**Requirement**:
From the listing below, copy every line with the word "React".

**Source material**:

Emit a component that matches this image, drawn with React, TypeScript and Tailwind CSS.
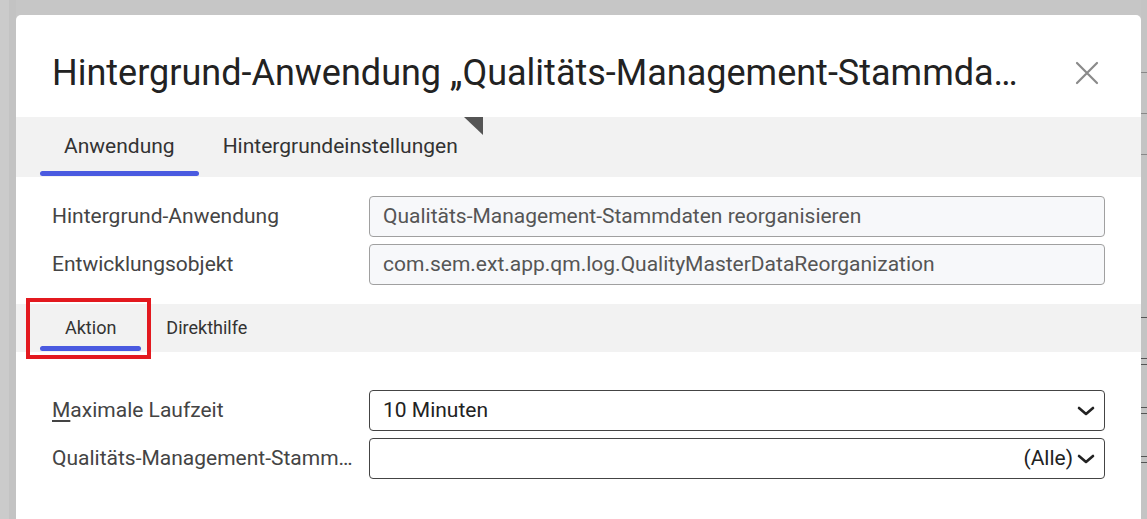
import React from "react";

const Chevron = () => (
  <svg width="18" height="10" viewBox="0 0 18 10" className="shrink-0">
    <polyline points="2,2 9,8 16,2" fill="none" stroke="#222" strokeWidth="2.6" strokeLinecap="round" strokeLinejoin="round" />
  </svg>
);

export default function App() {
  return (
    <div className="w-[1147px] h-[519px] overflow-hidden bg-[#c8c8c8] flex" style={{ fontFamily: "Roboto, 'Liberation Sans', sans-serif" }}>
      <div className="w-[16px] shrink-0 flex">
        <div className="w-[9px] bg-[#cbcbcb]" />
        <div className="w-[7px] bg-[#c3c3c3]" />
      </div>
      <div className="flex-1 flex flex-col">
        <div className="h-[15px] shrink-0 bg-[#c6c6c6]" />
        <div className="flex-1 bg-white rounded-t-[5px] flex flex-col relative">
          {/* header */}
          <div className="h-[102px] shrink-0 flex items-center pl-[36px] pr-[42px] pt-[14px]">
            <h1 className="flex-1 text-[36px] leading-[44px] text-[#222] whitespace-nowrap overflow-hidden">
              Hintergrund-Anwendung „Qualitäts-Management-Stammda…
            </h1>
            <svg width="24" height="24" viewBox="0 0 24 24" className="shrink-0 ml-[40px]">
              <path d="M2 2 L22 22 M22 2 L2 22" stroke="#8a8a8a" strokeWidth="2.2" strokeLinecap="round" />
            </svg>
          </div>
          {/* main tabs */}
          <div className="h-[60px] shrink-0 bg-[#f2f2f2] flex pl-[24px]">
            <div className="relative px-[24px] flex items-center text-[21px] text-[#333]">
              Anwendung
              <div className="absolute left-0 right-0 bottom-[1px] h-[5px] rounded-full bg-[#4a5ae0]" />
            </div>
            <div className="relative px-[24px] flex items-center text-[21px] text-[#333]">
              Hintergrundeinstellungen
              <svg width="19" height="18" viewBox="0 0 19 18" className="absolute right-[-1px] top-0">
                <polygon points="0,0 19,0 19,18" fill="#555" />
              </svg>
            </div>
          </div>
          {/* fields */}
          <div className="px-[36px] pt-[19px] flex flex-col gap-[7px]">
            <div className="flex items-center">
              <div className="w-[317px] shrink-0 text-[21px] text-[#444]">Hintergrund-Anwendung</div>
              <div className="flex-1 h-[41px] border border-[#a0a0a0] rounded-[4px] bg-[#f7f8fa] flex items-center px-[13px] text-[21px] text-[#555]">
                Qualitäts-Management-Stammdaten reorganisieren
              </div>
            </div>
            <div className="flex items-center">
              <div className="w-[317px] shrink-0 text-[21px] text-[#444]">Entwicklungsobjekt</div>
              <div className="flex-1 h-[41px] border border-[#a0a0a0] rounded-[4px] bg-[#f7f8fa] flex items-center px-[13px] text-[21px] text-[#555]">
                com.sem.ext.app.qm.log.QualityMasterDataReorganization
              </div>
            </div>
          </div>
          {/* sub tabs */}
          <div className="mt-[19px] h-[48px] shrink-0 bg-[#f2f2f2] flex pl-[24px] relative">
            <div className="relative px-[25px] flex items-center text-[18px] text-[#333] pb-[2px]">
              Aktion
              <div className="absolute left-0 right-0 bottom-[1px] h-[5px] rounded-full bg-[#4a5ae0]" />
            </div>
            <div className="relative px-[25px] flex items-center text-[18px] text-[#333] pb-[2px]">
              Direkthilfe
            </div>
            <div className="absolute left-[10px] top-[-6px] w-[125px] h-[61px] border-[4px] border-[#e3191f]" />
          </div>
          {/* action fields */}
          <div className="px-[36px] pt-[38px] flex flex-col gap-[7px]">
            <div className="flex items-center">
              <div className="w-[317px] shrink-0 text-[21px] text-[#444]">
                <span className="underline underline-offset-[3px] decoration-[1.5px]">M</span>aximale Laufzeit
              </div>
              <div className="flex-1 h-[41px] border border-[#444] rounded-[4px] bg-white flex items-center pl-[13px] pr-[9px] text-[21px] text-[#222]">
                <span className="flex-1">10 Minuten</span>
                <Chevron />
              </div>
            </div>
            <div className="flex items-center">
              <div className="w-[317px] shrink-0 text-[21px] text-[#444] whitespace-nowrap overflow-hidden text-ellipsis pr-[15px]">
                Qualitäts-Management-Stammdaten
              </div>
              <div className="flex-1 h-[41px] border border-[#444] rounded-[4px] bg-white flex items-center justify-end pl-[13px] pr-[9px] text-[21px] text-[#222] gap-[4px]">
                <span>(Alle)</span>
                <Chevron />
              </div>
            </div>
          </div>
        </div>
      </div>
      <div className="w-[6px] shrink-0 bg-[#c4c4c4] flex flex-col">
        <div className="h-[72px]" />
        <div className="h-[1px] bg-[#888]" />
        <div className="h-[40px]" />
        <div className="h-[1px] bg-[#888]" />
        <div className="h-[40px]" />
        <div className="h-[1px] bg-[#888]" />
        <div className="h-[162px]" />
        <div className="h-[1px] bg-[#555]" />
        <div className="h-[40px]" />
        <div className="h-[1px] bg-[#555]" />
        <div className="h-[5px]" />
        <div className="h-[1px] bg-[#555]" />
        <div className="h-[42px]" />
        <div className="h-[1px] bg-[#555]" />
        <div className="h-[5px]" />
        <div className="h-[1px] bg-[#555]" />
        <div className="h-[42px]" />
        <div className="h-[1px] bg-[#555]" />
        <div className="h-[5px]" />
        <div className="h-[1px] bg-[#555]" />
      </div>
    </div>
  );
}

**Output of the task**:
Emit a component that matches this image, drawn with React, TypeScript and Tailwind CSS.
import React from "react";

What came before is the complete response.